The girls, with their affecting innocence, make this corrupt, convoluted world a liveable place for the boys who had sort of checked out of life. The men are mostly silent types, the women chatter boxes wanting to add to the cacophony of life. Mostly, the girls are en route to getting married. So the penny first drops for him, and then her. It’s perhaps unfair to expect something new here since the title itself suggests that the film is going to be a bit of Jab We Met and When Harry Met Sally.   Thankfully, Ali creates an interesting power equation. But, he doesn’t do anything with it.
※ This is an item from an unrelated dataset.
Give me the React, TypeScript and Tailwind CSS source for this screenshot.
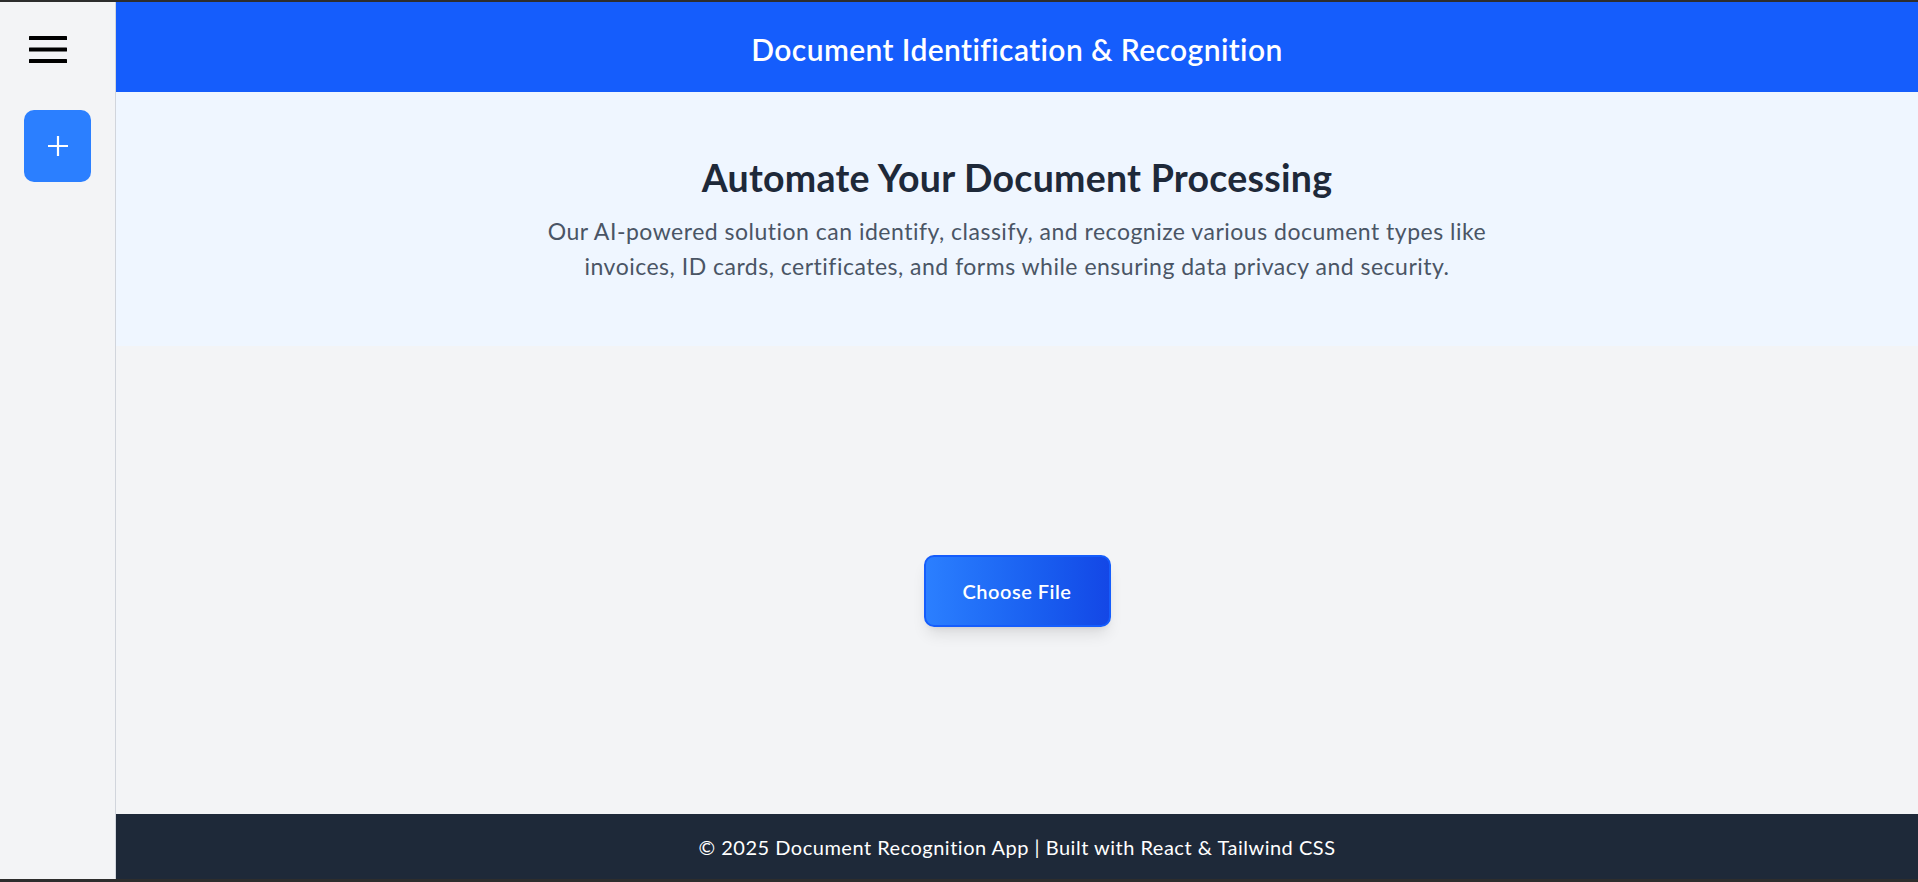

Harry is employed by Sejal and though she talks about money, we never see her pay the hero. That would be too much, I guess. Heroine paying the hero. He is after all a man, even if he needs rescuing. Like he did in Rockstar, Ali’s gone phoren here, and his film resembles, in looks, stride and sound, films of Karan Johar & Co. Jab Harry Met Sejal is a happy, silly, goodlooking film with nice songs which begins on a stiff, stilted note. But then it takes off, with Anushka’s animated hamming and SRK’s edgy, intense self breaking out and making routine scenes enjoyable. The film remains uneven throughout, rising when SRK increases the temperature, and dipping when he doesn’t. Though Anushka’s Gujju Sejal is made up of two-three speaking ticks, she invests the ordinary with intelligence, making it rather special and cool. But Jab Harry Met Sejal really works because of Shah Rukh Khan. It’s disgusting how much power SRK has over our imagination, scenarios of romance. And here he’s gone thoda-sa physical as well. SRK has mostly romanced women in exotic locales by singing songs or in brief, intense moments where he holds their face, bores his burning eyes into them and says his piece. But in a brief scene in Jab Harry Met Sejal sparks fly off the screen when, in his edgy, intense mode, he caresses a woman. I swooned, and I think a spark hit me in the eye.